We can apply the same technique of finding low energy seams to expand the image as well. This works on the same principle that the human eye is unlikely to detect the low energy content in an image and hence a small addition of such seams would be imperceptible.
- Run the original seam carving algo on a duplicate image to find n-seams and store these seams
- Iterate through each seam, inserting new pixels at the location of each seam element.
- The new pixel value would be the average of its neighbors on the left and right.
For object deletion, we first used a Mask R-CNN model pre-trained on the COCO dataset. The model takes an image as input, produces regions of interest, classifies those regions and finally generates masks for them.
Using this, we can generate masks for target objects in the given image. We superimpose the mask on top of the calculated energy matrix, giving negative weights to the area corresponding to the objects in the image. By doing this, we force the seam to pass through the object we would like to remove.
Video Object Deletion
This was accomplished by automating the mask generation process using Mask R-CNN. By feeding the algorithm our video and the target class of the object to be removed, the algorithm will automatically run the network each time and generate a mask, which can then be applied on the energy matrix and used to delete the object.

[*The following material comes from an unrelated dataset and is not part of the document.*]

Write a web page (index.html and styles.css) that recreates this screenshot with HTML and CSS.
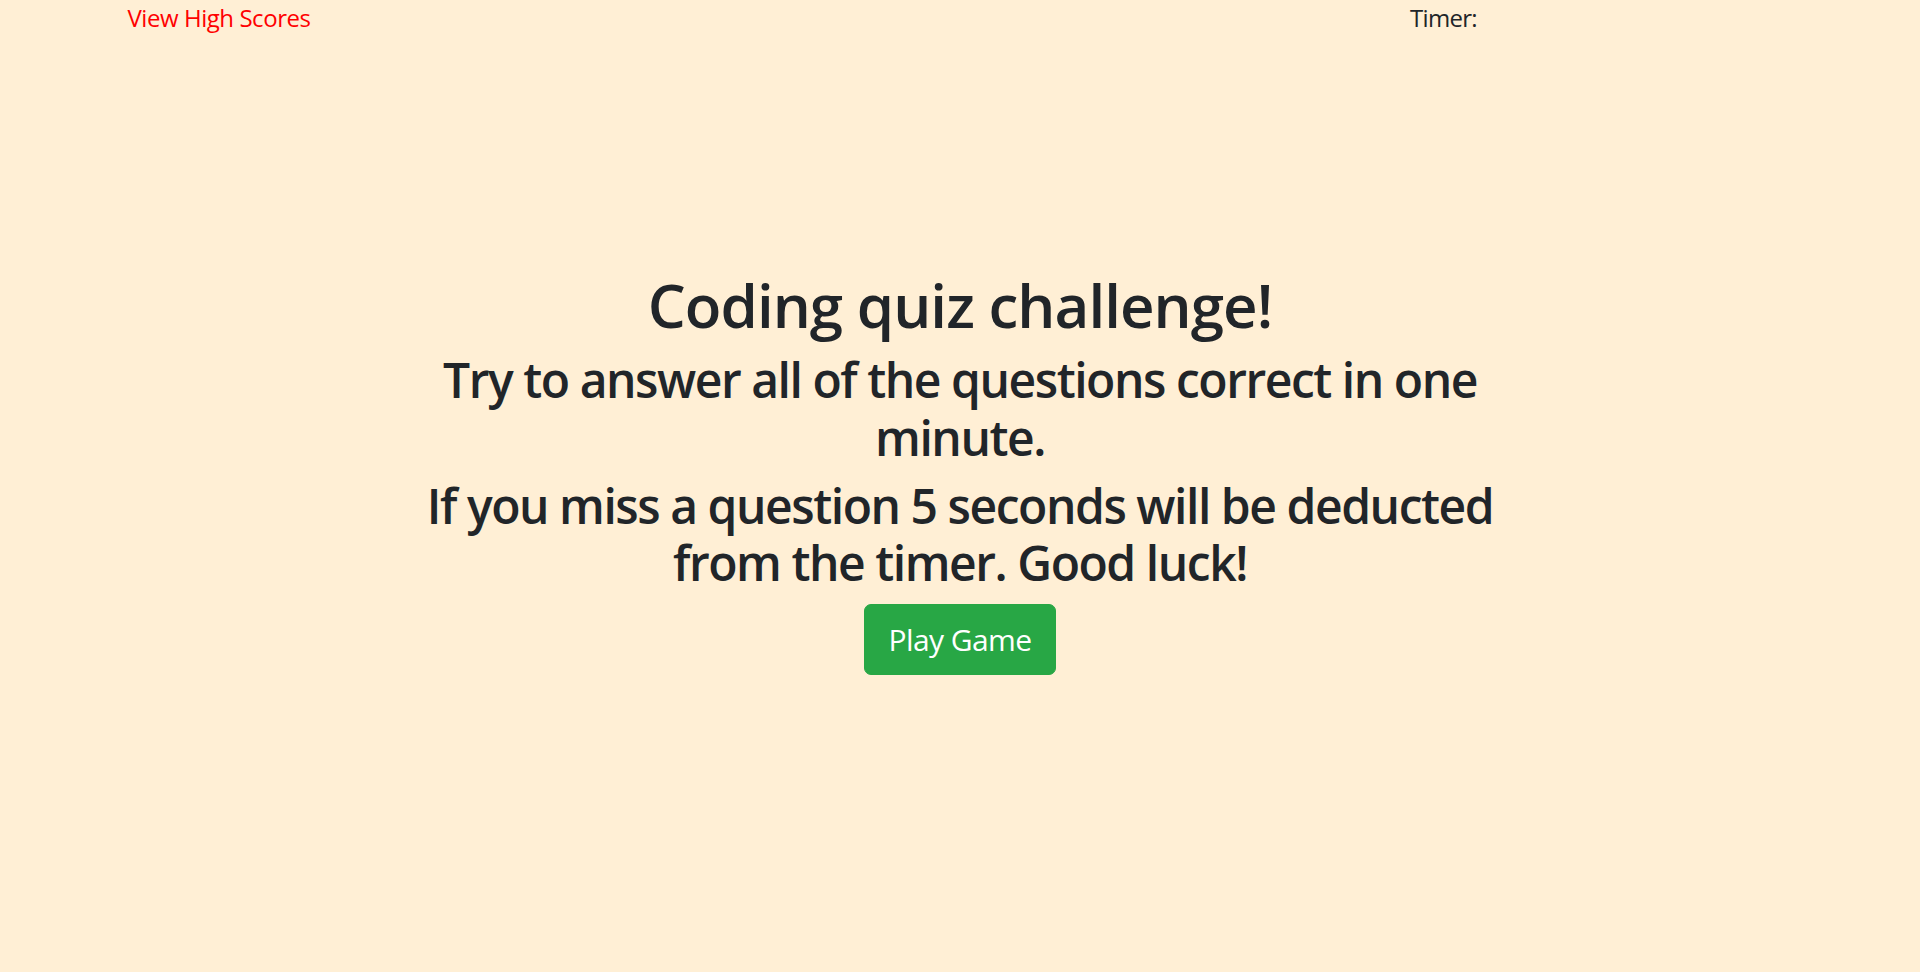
FILE: index.html
```html
<!DOCTYPE html>
<html lang="en">
<head>
<meta charset="utf-8">
<title>Coding Quiz</title>
<link rel="stylesheet" href="styles.css">
</head>
<body>
<header class="topbar">
  <div class="col-wide"><a class="scores-link" href="#">View High Scores</a></div>
  <div class="col-narrow"><span class="timer">Timer: </span></div>
</header>
<main class="intro">
  <h1 class="title">Coding quiz challenge!</h1>
  <h2 class="subtitle">Try to answer all of the questions correct in one minute.</h2>
  <h2 class="subtitle">If you miss a question 5 seconds will be deducted from the timer. Good luck!</h2>
  <button class="play-btn" type="button">Play Game</button>
</main>
</body>
</html>
```
FILE: styles.css
```css
html, body {
  margin: 0;
  padding: 0;
}
body {
  background: #ffefd5;
  color: #212529;
  font-family: "Open Sans", "Noto Sans", sans-serif;
  font-size: 24px;
  line-height: 1.5;
  letter-spacing: -0.45px;
}
.topbar {
  max-width: 1710px;
  margin: 0 auto;
  display: grid;
  grid-template-columns: 9fr 3fr;
}
.col-wide, .col-narrow {
  padding: 0 22.5px;
}
.timer {
  letter-spacing: -0.7px;
}
.scores-link {
  color: #ff0000;
  text-decoration: none;
}
.intro {
  max-width: 1095px;
  margin: 233px auto 0;
  padding: 0 22.5px;
  text-align: center;
}
.title {
  margin: 0 0 10px;
  font-size: 60px;
  font-weight: 600;
  line-height: 1.2;
  letter-spacing: -0.95px;
}
.subtitle {
  margin: 0 0 10.5px;
  font-size: 48px;
  font-weight: 600;
  line-height: 1.2;
  letter-spacing: -1.45px;
}
.subtitle + .subtitle {
  margin-bottom: 12px;
}
.play-btn {
  display: inline-block;
  font-family: inherit;
  letter-spacing: -0.6px;
  font-size: 30px;
  line-height: 45px;
  padding: 12px 24px;
  color: #fff;
  background: #28a745;
  border: 1px solid #28a745;
  border-radius: 7px;
  cursor: pointer;
}
```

We experimented to find the best possible energy funcion since we were going to used the algo for a complex task like video object deletion as well. Out of all the energy functions we found the best one to be the forward energy function. The other energy function we tried were the traditional energy function and convolution filter energy function
The traditional energy function seemed to be have a lot of visual artifacts especially of a pixel with its top layer in case of big color changes. The horizontal distortions were also fairly visible. The processing time of this function was the fastest among all.
The convolution filter energy function as implemented in our code convolves a 3 X 3 filter for the whole image and the resultant values are the energy matrix. The filter is quite similar to the ones used for edge detection since the idea of big energy change is same. This filter provided better results. The horizontal distortions were no longer visible but some visual artifacts especially with the top layer were visible. The time taken for this function to calculate the energy matrix was more than the traditional energy functions.
We ran our model on multiple images, resizing them and deleting objects. Some of our results are listed below:
|Trial||Source Image||Result Image|
|Trial||Source Image||Result Image|
|Remove person, handbag|
|Remove person, motorcycle|
Video Object Deletion
Removing all objects shaped like human beings using RCNN for the Computer Vision Homework 3 video and then resizing by inserting seams low energy seams.
- The overall method works fairly well on several images that we fed it
- There are some cases where the unique placement of background colors and patterns causes the seam carving to malfunction, as shown in the image above, where we tried to delete the car.
- Additionally, the mask generation process is not perfect and hence the object removal is not always very precise. This results in some artifacts in the image after an object is deleted.
- This could be improved to some extent by using a more powerful model for segmentation, although it would be at a cost to the overall runtime.
- Another thing we could do is add a manual mask editing GUI, which would allow us to fine-tune the generated mask. This would be at the cost of automation, however.
- We were unable to achieve real-time speeds, as the algorithm takes a while to run(upto 2 sec per seam on a 600x400 image). This may be due to many factors.
- We used an object oriented approach, so this may be adding extra overhead to the functions
- The program is implemented in Python. A C++ implementation will no doubt see increases in speed
- Even a slightly faster energy function would improve the speed of the program by a whole lot
- We attempted to parallelize a part of the algorithm(updating minimum energy calculation in each pixel per row parallely), but the added overhead of CPU calls actually decreased performance, so we abandoned it
- For video object deletion we achieved surprisingly promising results as all human beings are completely removed from the frames for most part of the video. We abserved that the pole again was being a nuisance to the RCNN as it failed to recognise objects behind it and we see glimpses of human presence
- This application of computer vision can be used in film making especially, object removal. When the films are shot on a set they are constantly required to remove objects such as harness and extra support crew from the shot.
- This application of resizing images is also useful for browsers when the content must be resized according to the device size.
We have built an automated system for content-aware image resizing that can also function as an object removal mechanism and content enhancer. With further improvement in the mask that we create, it would be possible to enhance/remove content with good precision. This project helped us appreciate the potential of computer vision systems.